| Do this |
Set down the lines that begin at the top of the records and end with the line containing "string; no: string;", and drop every picture.

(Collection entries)
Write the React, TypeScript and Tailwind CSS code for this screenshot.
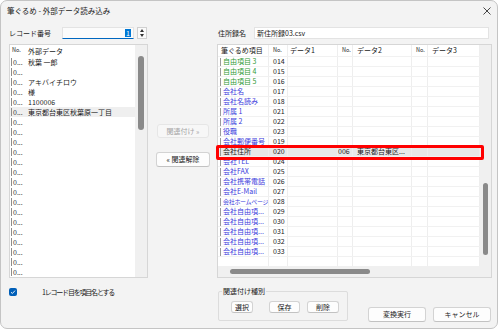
import React from "react";

type Row = { name: string; no: string; tone: "g" | "b" | "k"; no2?: string; d2?: string };

const fieldRows: Row[] = [
  { name: "自由項目 3", no: "014", tone: "g" },
  { name: "自由項目 4", no: "015", tone: "g" },
  { name: "自由項目 5", no: "016", tone: "g" },
  { name: "会社名", no: "017", tone: "b" },
  { name: "会社名読み", no: "018", tone: "b" },
  { name: "所属 1", no: "021", tone: "b" },
  { name: "所属 2", no: "022", tone: "b" },
  { name: "役職", no: "023", tone: "b" },
  { name: "会社郵便番号", no: "019", tone: "b" },
  { name: "会社住所", no: "020", tone: "k", no2: "006", d2: "東京都台東区..." },
  { name: "会社TEL", no: "024", tone: "b" },
  { name: "会社FAX", no: "025", tone: "b" },
  { name: "会社携帯電話", no: "026", tone: "b" },
  { name: "会社E-Mail", no: "027", tone: "b" },
  { name: "会社ホームページ", no: "028", tone: "b" },
  { name: "会社自由項...", no: "029", tone: "b" },
  { name: "会社自由項...", no: "030", tone: "b" },
  { name: "会社自由項...", no: "031", tone: "b" },
  { name: "会社自由項...", no: "032", tone: "b" },
  { name: "会社自由項...", no: "033", tone: "b" },
  { name: "", no: "", tone: "b" },
];

const sourceRows = ["秋葉 一郎", "", "アキバイチロウ", "様", "1100006", "東京都台東区秋葉原一丁目", ...Array(16).fill("")];

const toneClass = { g: "text-[#2f9a36]", b: "text-[#3b3bdc]", k: "text-[#1a1a1a]" };

function Btn({ children, className = "" }: { children: React.ReactNode; className?: string }) {
  return (
    <div
      className={`flex items-center justify-center rounded-[3px] border border-[#d3d3d3] border-b-[#c2c2c2] bg-[#fdfdfd] ${className}`}
    >
      {children}
    </div>
  );
}

export default function App() {
  return (
    <div className="w-[500px] h-[330px] bg-white font-['Noto_Sans_CJK_JP','Noto_Sans',sans-serif] text-[7px] leading-none text-[#1a1a1a]">
      <div className="w-[498px] h-[329px] rounded-[7px] border border-[#c4c4c4] bg-[#f3f3f3] flex flex-col overflow-hidden">
        {/* title bar */}
        <div className="h-[19px] flex items-center justify-between pl-[6px] pr-[6px] shrink-0">
          <span className="text-[7.5px]">筆ぐるめ - 外部データ読み込み</span>
          <svg width="8" height="8" viewBox="0 0 8 8" className="mt-[1px]">
            <path d="M0.5 0.5L7.5 7.5M7.5 0.5L0.5 7.5" stroke="#333" strokeWidth="0.9" />
          </svg>
        </div>

        {/* record number / file name */}
        <div className="mt-[7px] h-[12px] flex pl-[8px] shrink-0">
          <div className="w-[139px] flex items-center">
            <span className="w-[53px]">レコード番号</span>
            <div className="w-[72px] h-[12px] bg-[#fbfbfb] border border-[#e3e3e3] border-b-[#0067c0] flex items-center justify-end pr-[2px]">
              <span className="bg-[#0078d4] text-white px-[1px] h-[8px] flex items-center">1</span>
            </div>
            <div className="ml-[3px] w-[10px] h-[12px] border border-[#d0d0d0] bg-[#fafafa] flex flex-col items-center justify-center gap-[2px]">
              <svg width="4" height="3" viewBox="0 0 4 3"><path d="M2 0L4 3H0z" fill="#333" /></svg>
              <svg width="4" height="3" viewBox="0 0 4 3"><path d="M0 0H4L2 3z" fill="#333" /></svg>
            </div>
          </div>
          <div className="ml-[69px] w-[275px] flex items-center">
            <span className="w-[37px] pl-[1px]">住所録名</span>
            <div className="w-[235px] h-[12px] bg-white border border-[#e3e3e3] flex items-center pl-[2px]">新住所録03.csv</div>
          </div>
        </div>

        {/* lists */}
        <div className="mt-[5px] h-[234px] flex pl-[8px] shrink-0">
          {/* source list */}
          <div className="w-[139px] h-full border border-[#d6d6d6] bg-white flex">
            <div className="flex-1 flex flex-col overflow-hidden">
              <div className="h-[12px] flex items-center shrink-0">
                <span className="w-[16px] pl-[2px] text-[5.5px]">No.</span>
                <span className="pl-[2px]">外部データ</span>
              </div>
              {sourceRows.map((t, i) => (
                <div key={i} className={`h-[10px] flex items-center shrink-0 ${i === 5 ? "bg-[#efefef]" : ""}`}>
                  <span className="w-[16px] flex items-center">
                    <span className="ml-[1px] w-[1px] h-[8px] bg-[#8c8c8c]" />
                    <span className="ml-[1px] text-[#333]">0...</span>
                  </span>
                  <span className="pl-[2px] whitespace-nowrap">{t}</span>
                </div>
              ))}
            </div>
            <div className="w-[12px] bg-[#f0f0f0] pt-[11px] pl-[3px]">
              <div className="w-[6px] h-[74px] rounded-[3px] bg-[#8a8a8a]" />
            </div>
          </div>

          {/* middle buttons */}
          <div className="ml-[8px] w-[54px] flex flex-col">
            <div className="mt-[80px] ml-[1px] w-[52px] h-[14px] rounded-[3px] border border-[#e6e6e6] bg-[#f7f7f7] text-[#a6a6a6] flex items-center justify-center">
              関連付け »
            </div>
            <Btn className="mt-[14px] w-[54px] h-[15px]">« 関連解除</Btn>
          </div>

          {/* mapping table */}
          <div className="relative ml-[7px] w-[275px] h-full border border-[#d6d6d6] bg-white flex">
            <div className="w-[262px] flex flex-col">
              <div className="h-[221px] flex flex-col overflow-hidden">
                <div className="h-[12px] flex shrink-0 border-b border-[#f1f1f1]">
                  <div className="w-[51px] border-r border-[#eeeeee] flex items-center pl-[3px] whitespace-nowrap">筆ぐるめ項目</div>
                  <div className="w-[19px] border-r border-[#eeeeee] flex items-center pl-[4px] text-[5.5px]">No.</div>
                  <div className="w-[50px] border-r border-[#eeeeee] flex items-center pl-[2px]">データ1</div>
                  <div className="w-[15px] border-r border-[#eeeeee] flex items-center pl-[4px] text-[5.5px]">No.</div>
                  <div className="w-[59px] border-r border-[#eeeeee] flex items-center pl-[4px]">データ2</div>
                  <div className="w-[16px] border-r border-[#eeeeee] flex items-center pl-[4px] text-[5.5px]">No.</div>
                  <div className="w-[52px] border-r border-[#eeeeee] flex items-center pl-[4px]">データ3</div>
                </div>
                {fieldRows.map((r, i) => (
                  <div key={i} className={`h-[10px] flex shrink-0 border-b border-[#f1f1f1] ${i === 9 ? "bg-[#e8e8e8]" : ""}`}>
                    <div className="w-[51px] border-r border-[#eeeeee] flex items-center overflow-hidden">
                      {r.name && <span className="ml-[2px] w-[1px] h-[8px] bg-[#9a9a9a] shrink-0" />}
                      <span className={`ml-[2px] whitespace-nowrap ${toneClass[r.tone]} ${r.name === "会社ホームページ" ? "text-[6px] tracking-[-0.3px]" : ""}`}>
                        {r.name}
                      </span>
                    </div>
                    <div className="w-[19px] border-r border-[#eeeeee] flex items-center pl-[4px]">{r.no}</div>
                    <div className="w-[50px] border-r border-[#eeeeee]" />
                    <div className="w-[15px] border-r border-[#eeeeee] flex items-center">{r.no2}</div>
                    <div className="w-[59px] border-r border-[#eeeeee] flex items-center pl-[4px] whitespace-nowrap">{r.d2}</div>
                    <div className="w-[16px] border-r border-[#eeeeee]" />
                    <div className="w-[52px] border-r border-[#eeeeee]" />
                  </div>
                ))}
              </div>
              <div className="flex-1 bg-[#f0f0f0] pt-[3px] pl-[12px]">
                <div className="w-[140px] h-[5px] rounded-[3px] bg-[#8a8a8a]" />
              </div>
            </div>
            <div className="flex-1 bg-[#f0f0f0] pt-[138px] pl-[3px]">
              <div className="w-[5px] h-[72px] rounded-[3px] bg-[#8a8a8a]" />
            </div>
            {/* highlight frame */}
            <div className="absolute left-[-2px] top-[100px] w-[268px] h-[15px] rounded-[2px] border-[3px] border-[#ff0000]" />
          </div>
        </div>

        {/* footer */}
        <div className="mt-[8px] h-[36px] flex pl-[8px] shrink-0">
          <div className="w-[139px] flex items-start">
            <div className="mt-[2px] w-[8px] h-[8px] rounded-[2px] bg-[#005fb8] flex items-center justify-center">
              <svg width="6" height="6" viewBox="0 0 6 6">
                <path d="M1 3.2L2.4 4.5L5 1.6" stroke="white" strokeWidth="0.9" fill="none" />
              </svg>
            </div>
            <span className="ml-[25px] mt-[3px] whitespace-nowrap tracking-[-1.2px]">1レコード目を項目名とする</span>
          </div>
          <div className="relative ml-[70px] mt-[5px] w-[130px] h-[30px] rounded-[2px] border border-[#dcdcdc] flex items-start pl-[12px] pt-[9px]">
            <span className="absolute left-[3px] top-[-4px] bg-[#f3f3f3] px-[1px]">関連付け種別</span>
            <Btn className="w-[22px] h-[12px]">選択</Btn>
            <Btn className="ml-[16px] w-[31px] h-[12px]">保存</Btn>
            <Btn className="ml-[7px] w-[32px] h-[12px]">削除</Btn>
          </div>
          <Btn className="ml-[20px] mt-[21px] w-[58px] h-[15px] border-[#5b9bd5] border-b-[#0067c0]">変換実行</Btn>
          <Btn className="ml-[7px] mt-[21px] w-[58px] h-[15px]">キャンセル</Btn>
        </div>
      </div>
    </div>
  );
}
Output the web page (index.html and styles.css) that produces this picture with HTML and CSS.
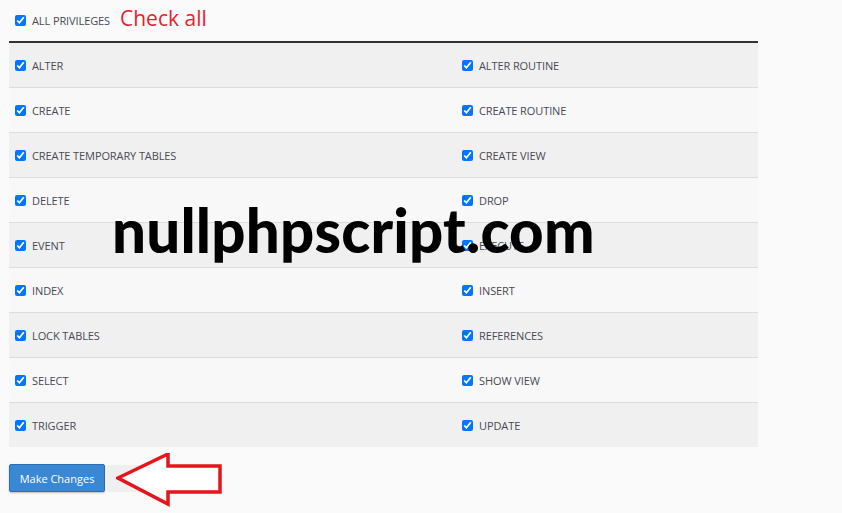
FILE: index.html
```html
<!DOCTYPE html>
<html>
<head>
<meta charset="utf-8">
<link rel="stylesheet" href="styles.css">
</head>
<body>
<div class="page">
  <div class="head">
    <label class="item"><input type="checkbox" checked><span>ALL PRIVILEGES</span></label>
    <span class="note">Check all</span>
  </div>
  <div class="grid">
    <div class="row odd"><label class="item"><input type="checkbox" checked><span>ALTER</span></label><label class="item"><input type="checkbox" checked><span>ALTER ROUTINE</span></label></div>
    <div class="row"><label class="item"><input type="checkbox" checked><span>CREATE</span></label><label class="item"><input type="checkbox" checked><span>CREATE ROUTINE</span></label></div>
    <div class="row odd"><label class="item"><input type="checkbox" checked><span>CREATE TEMPORARY TABLES</span></label><label class="item"><input type="checkbox" checked><span>CREATE VIEW</span></label></div>
    <div class="row"><label class="item"><input type="checkbox" checked><span>DELETE</span></label><label class="item"><input type="checkbox" checked><span>DROP</span></label></div>
    <div class="row odd"><label class="item"><input type="checkbox" checked><span>EVENT</span></label><label class="item"><input type="checkbox" checked><span>EXECUTE</span></label></div>
    <div class="row"><label class="item"><input type="checkbox" checked><span>INDEX</span></label><label class="item"><input type="checkbox" checked><span>INSERT</span></label></div>
    <div class="row odd"><label class="item"><input type="checkbox" checked><span>LOCK TABLES</span></label><label class="item"><input type="checkbox" checked><span>REFERENCES</span></label></div>
    <div class="row"><label class="item"><input type="checkbox" checked><span>SELECT</span></label><label class="item"><input type="checkbox" checked><span>SHOW VIEW</span></label></div>
    <div class="row odd last"><label class="item"><input type="checkbox" checked><span>TRIGGER</span></label><label class="item"><input type="checkbox" checked><span>UPDATE</span></label></div>
  </div>
  <div class="actions">
    <button class="btn">Make Changes</button>
    <span class="back"></span>
  </div>
</div>
<div class="watermark">nullphpscript.com</div>
<svg class="arrow" width="110" height="56" viewBox="0 0 110 56">
  <polygon points="2,25 52,1 52,13 104,13 104,39 52,39 52,51" fill="#ffffff" stroke="#e8141c" stroke-width="3.5" stroke-linejoin="miter"/>
</svg>
</body>
</html>
```

FILE: styles.css
```css
html, body {
  margin: 0;
  padding: 0;
  background: #fafafa;
}
body {
  font-family: "Open Sans", "Liberation Sans", sans-serif;
  color: #4a4a55;
  position: relative;
  width: 842px;
  height: 513px;
  overflow: hidden;
}
.page {
  padding-left: 9px;
  width: 749px;
}
.head {
  height: 41px;
  display: flex;
  align-items: center;
  padding-left: 6px;
  box-sizing: border-box;
}
.note {
  color: #e8202a;
  font-size: 21px;
  margin-left: 10px;
  line-height: 1;
  position: relative;
  top: -2px;
}
.item {
  display: flex;
  align-items: center;
  font-size: 11px;
  letter-spacing: -0.1px;
}
.item input {
  width: 11px;
  height: 11px;
  margin: 0 6px 0 0;
  accent-color: #0075ff;
}
.grid {
  border-top: 2px solid #333;
}
.row {
  display: grid;
  grid-template-columns: 447px 1fr;
  height: 45px;
  box-sizing: border-box;
  border-bottom: 1px solid #dcdcdc;
  background: #f8f8f8;
  align-items: center;
  padding-left: 6px;
}
.row.odd {
  background: #f0f0f0;
}
.row.last {
  border-bottom: none;
  height: 44px;
}
.actions {
  margin-top: 17px;
  display: flex;
  align-items: center;
}
.btn {
  height: 28px;
  width: 96px;
  background: #3a87d3;
  border: 1px solid #2b6eb1;
  border-radius: 2px;
  color: #fff;
  font-family: "Open Sans", "Liberation Sans", sans-serif;
  font-size: 11px;
  padding: 0;
  box-shadow: 0 1px 2px rgba(0,0,0,0.25);
}
.back {
  display: block;
  width: 52px;
  height: 27px;
  background: #efefef;
  margin-left: 2px;
}
.watermark {
  position: absolute;
  left: 112px;
  top: 200px;
  font-family: "Lato", "Open Sans", sans-serif;
  font-weight: 900;
  font-size: 60px;
  color: #000;
  line-height: 1;
  letter-spacing: 0.2px;
}
.arrow {
  position: absolute;
  left: 116px;
  top: 453px;
}
```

| The completed task |
Write the React, TypeScript and Tailwind CSS code for this screenshot.
import React from "react";

type Row = { name: string; no: string; tone: "g" | "b" | "k"; no2?: string; d2?: string };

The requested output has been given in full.